From f07cd35da4d5ee69e1a330161e1a5cf9f66d7dbe Mon Sep 17 00:00:00 2001
From: Georgi Gerganov <ggerganov@gmail.com>
Date: Tue, 17 Oct 2023 11:40:09 +0300
Subject: [PATCH] speculative : fix off-by-one for n_drafted

---
 examples/speculative/speculative.cpp | 7 +++++--
 1 file changed, 5 insertions(+), 2 deletions(-)
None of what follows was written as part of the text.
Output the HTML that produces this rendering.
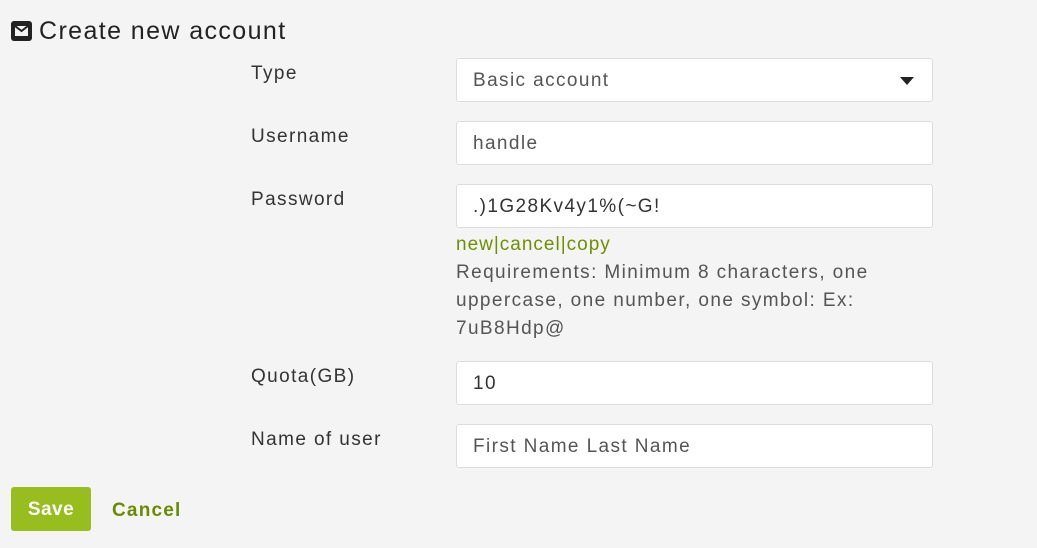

diff --git a/examples/speculative/speculative.cpp b/examples/speculative/speculative.cpp
index 117f1b41f..48cdd4d31 100644
--- a/examples/speculative/speculative.cpp
+++ b/examples/speculative/speculative.cpp
@@ -336,7 +336,7 @@ int main(int argc, char ** argv) {
                     llama_batch_add(batch_tgt, id, n_past_tgt + i + 1, { s }, true);
 
                     // no need to evaluate the last drafted token, since we won't use the result
-                    if (batch_tgt.n_tokens == n_draft) {
+                    if (batch_tgt.n_tokens > n_draft) {
                         drafts[s].drafting = false;
                         continue;
                     }
@@ -358,11 +358,14 @@ int main(int argc, char ** argv) {
             ++n_past_cur;
             ++n_drafted;
 
-            if (batch_tgt.n_tokens >= n_draft) {
+            if (batch_tgt.n_tokens > n_draft) {
                 break;
             }
         }
 
+        // account for the last drafted token that we didn't evaluate
+        ++n_drafted;
+
         // evaluate the target model on the drafted tokens
         {
             llama_kv_cache_seq_keep(ctx_tgt, 0);